Photograph: Adam Davy/PA
Yes: the rumours are true. The Premier League, which never really went away, has returned. And it felt pretty good on a sultry Friday night, watching an Arsenal team of eager new moving parts do an excellent job of raising some tender early-season hopes at Selhurst Park.
It was 24 degrees in South London as kick-off approached on the earliest date the English top tier has ever begun. This was a desiccated kind of heat, the grass scorched white, the sky a deathly blue. The English summer does at least have a sense of irony. To avoid the Gulf sun the Premier League will instead play through a heatwave in England.
For all that this was a fun, breezy start to the season. If last week’s Community Shield felt like a kind of visitation, football reimagined as a 90-minute Sopranos dream sequence, there was a familiar tang to this. A London derby. A densely coiffured systems manager. That sallow summer sun. Maybe this was real after all.
It is a question that might also apply to Arsenal in a season that will define the work to this point of Mikel Arteta. They kicked off with a bold starting 11, the kind of 11 that gets bandied around on fan chats, the hopeful 11, the cake for breakfast 11. Saliba! Martinelli! No filler! Except maybe Granit Xhaka! But that’s fine, he’s also good now!
By the end of a hard-fought 2-0 victory, a scoreline that fails to reflect Crystal Palace’s resilience between the goals, it felt as though something might just be stirring here. Gabriel Jesus was good. Oleksandr Zinchenko was good for a while. William Saliba was very good, and will draw the most attention.
Saliba made seven clearances without ever having to make a tackle. His passing was solid. He didn’t look flustered or even very tired by the end, a step up on the fraught, snot-stained showings of Arsenal centre-backs past. He cruised through this, teasing things out a few seconds in advance inside his head. This is good. Where has he been again?
If the game was reassuringly brisk, for opening-day TV viewers there were some disconcerting developments in the Sky Sports coverage. Before kick-off Gary Neville and Jamie Carragher were despatched to do vox pops with fans, a step up from going out to fetch some milk, but a watering down of the role of expert analyst. Why not go all the way and just stick them in a pub somewhere?
Oleksandr Zinchenko gets away from Jordan Ayew during an assured debut. Photograph: David Klein/Reuters
Gaz and Carra did their best. But frowning blokes in replica shirts are in plentiful supply outside the paywall. Forensic, graphics-laden content is what people pay their subs for.
Then there was the weird, claustrophobic prospect of Patrick Vieira being forced to mouth breathless platitudes at half-time. This was unpleasant for all concerned. Vieira doesn’t want to do this. He isn’t part of the spectacle at that stage. This is not American wrestling just yet. Stop over-producing this thing. The game is good. Trust it.

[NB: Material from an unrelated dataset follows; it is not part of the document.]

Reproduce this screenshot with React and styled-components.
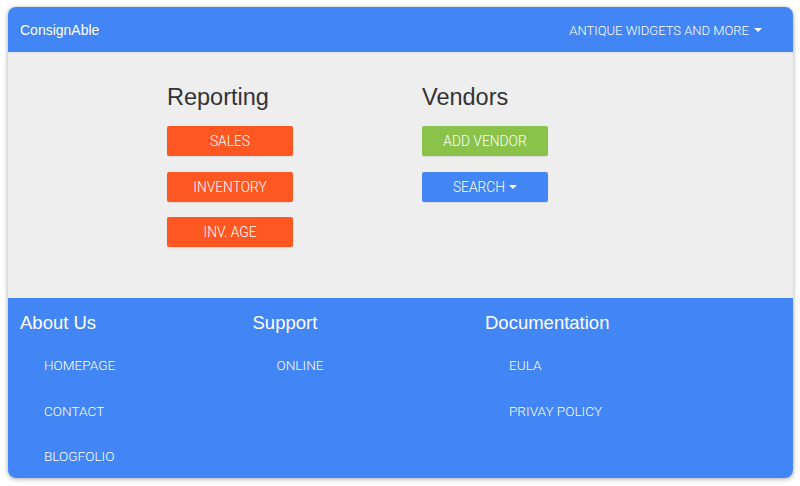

And both of these teams were good, Arsenal right from the start. Gabriel Jesus did something brilliant with three minutes gone, stealing the ball 40 yards from goal and producing a nutmeg and a sidestep. For long periods those pink away shirts, the colour of heat-damaged processed ham, found neat zippy little triangles. Zinchenko was excitingly mobile, taking more touches in the opening half hour than anyone else on the pitch.
He had a hand in the opening goal, finding five yards of untended space by making a looping run from the edge of the box. He headed the ball back. Martinelli nodded it in.
Jesus was also quick on his feet, and desperate to dribble and turn. He is in outline exactly what Arsenal have needed: pressing, edge, authority. Perhaps people have forgotten how good he is, or how good he was meant to be. Between them Jesus and Martinelli had eight dribbles and four shots in the opening half hour of the season. They played together for Brazil against Japan in Tokyo in June. They should be this good.
Palace have been depleted by injury and the loss of players. Expectations are low, which might just be a useful place to be, but Vieira really does seem to know what he’s doing and which players to trust. They pressed Arsenal back either side of half-time, and used Wilfried Zaha as a weapon against Ben White. But it was also a chance for Saliba to show his qualities. Plus Arsenal have Saka, who made the second goal, forcing Marc Guéhi to deflect a hard low cross into his own net.
For Arteta the trajectory is clear from here, a time to deliver on the investment in time and resources. But they have a style of play and a blueprint. The shadow of the great Arsène has passed. The flaws here are this team’s flaws, the strengths those Arteta has grafted on. Whisper it, but this was actually quite encouraging.